The exercise:
What is the number of lines in the entries that include the word "size"? Respond with the number only.

━━━ Input material

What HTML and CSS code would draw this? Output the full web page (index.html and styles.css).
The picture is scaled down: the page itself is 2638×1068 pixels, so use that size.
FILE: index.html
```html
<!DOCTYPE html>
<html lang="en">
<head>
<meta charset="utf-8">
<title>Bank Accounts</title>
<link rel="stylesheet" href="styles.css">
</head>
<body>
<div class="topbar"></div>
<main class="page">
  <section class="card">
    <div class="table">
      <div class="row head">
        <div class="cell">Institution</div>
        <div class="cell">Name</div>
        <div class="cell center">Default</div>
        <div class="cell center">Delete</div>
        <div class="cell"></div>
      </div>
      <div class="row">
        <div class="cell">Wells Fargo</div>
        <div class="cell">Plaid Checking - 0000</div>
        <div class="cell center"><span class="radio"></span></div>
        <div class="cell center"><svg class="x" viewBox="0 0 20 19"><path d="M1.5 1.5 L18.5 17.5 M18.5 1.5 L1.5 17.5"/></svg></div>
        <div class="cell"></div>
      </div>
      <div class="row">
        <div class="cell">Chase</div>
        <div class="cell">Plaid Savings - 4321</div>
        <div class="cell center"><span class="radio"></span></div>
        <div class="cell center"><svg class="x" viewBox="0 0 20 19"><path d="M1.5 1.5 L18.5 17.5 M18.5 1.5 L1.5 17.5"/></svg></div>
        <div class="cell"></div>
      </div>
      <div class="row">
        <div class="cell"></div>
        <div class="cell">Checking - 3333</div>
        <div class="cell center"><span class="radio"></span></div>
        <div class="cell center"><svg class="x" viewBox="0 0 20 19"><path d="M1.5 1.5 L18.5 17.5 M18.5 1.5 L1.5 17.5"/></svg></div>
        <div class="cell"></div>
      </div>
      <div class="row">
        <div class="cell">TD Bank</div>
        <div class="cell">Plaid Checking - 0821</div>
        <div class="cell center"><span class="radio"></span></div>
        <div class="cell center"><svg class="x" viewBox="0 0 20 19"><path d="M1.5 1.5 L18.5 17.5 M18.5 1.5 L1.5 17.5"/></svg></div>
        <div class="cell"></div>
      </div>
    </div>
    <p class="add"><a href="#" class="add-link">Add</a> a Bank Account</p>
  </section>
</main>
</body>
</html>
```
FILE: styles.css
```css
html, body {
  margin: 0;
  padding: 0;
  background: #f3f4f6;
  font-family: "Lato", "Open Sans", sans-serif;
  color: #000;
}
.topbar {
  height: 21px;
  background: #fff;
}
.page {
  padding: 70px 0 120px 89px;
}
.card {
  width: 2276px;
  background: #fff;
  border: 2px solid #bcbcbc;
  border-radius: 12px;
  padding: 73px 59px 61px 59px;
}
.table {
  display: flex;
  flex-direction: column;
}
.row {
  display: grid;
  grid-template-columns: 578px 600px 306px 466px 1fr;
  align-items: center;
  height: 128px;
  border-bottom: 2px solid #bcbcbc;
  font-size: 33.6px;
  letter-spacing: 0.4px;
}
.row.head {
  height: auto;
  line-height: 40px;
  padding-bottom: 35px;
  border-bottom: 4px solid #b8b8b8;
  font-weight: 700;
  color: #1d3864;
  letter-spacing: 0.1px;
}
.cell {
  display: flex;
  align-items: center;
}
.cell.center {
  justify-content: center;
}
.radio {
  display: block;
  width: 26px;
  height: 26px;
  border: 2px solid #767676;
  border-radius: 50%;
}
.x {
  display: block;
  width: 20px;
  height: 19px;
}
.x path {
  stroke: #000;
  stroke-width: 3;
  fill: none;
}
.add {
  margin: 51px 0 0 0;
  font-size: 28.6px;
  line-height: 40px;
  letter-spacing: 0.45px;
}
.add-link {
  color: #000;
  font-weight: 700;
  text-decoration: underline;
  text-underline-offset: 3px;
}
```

━━━━━━
━━━ Input material

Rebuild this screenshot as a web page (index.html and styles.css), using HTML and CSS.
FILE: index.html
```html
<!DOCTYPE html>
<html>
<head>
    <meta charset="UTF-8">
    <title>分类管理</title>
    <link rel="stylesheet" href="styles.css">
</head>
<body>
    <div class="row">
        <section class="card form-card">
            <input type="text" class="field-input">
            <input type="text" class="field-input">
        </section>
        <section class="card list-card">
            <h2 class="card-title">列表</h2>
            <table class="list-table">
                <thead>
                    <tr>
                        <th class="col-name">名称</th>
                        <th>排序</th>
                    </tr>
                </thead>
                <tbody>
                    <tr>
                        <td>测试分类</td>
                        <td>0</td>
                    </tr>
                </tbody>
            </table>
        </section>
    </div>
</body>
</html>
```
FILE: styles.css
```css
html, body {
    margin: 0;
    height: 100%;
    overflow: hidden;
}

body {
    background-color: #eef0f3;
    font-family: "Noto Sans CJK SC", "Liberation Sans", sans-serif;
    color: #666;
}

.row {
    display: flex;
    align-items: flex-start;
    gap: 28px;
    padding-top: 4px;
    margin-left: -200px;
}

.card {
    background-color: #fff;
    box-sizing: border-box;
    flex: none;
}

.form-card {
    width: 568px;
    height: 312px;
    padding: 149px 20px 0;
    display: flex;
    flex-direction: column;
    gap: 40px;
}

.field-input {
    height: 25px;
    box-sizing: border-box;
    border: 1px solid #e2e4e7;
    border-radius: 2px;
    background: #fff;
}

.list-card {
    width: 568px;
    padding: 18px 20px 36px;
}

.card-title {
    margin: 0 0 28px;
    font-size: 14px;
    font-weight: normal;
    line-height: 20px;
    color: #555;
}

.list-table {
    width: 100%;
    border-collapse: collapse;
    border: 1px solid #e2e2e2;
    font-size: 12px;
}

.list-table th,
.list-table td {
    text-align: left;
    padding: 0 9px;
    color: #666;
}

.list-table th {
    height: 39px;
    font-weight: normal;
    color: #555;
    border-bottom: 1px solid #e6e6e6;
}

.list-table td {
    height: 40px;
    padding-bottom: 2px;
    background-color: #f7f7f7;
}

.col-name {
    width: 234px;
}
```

━━━━━━
━━━ Input material

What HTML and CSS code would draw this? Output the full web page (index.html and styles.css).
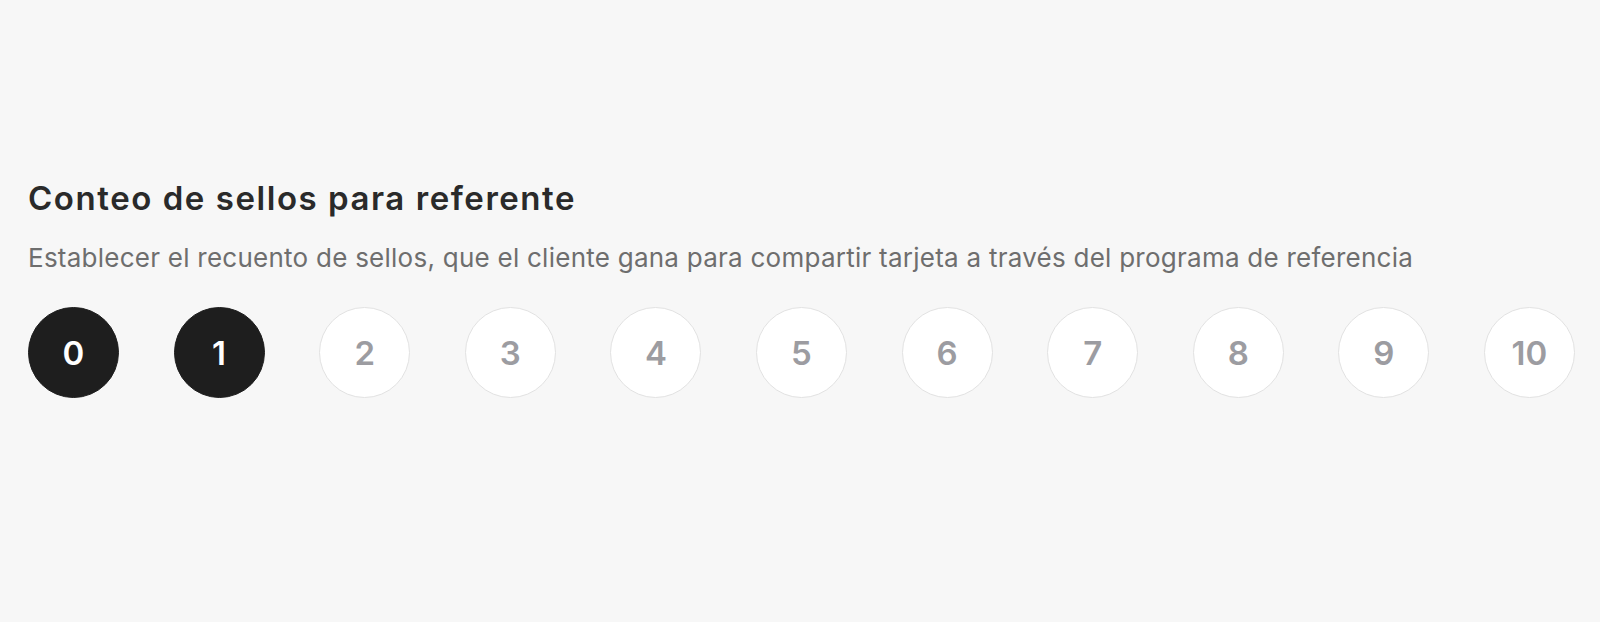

━━━━━━

Result:
5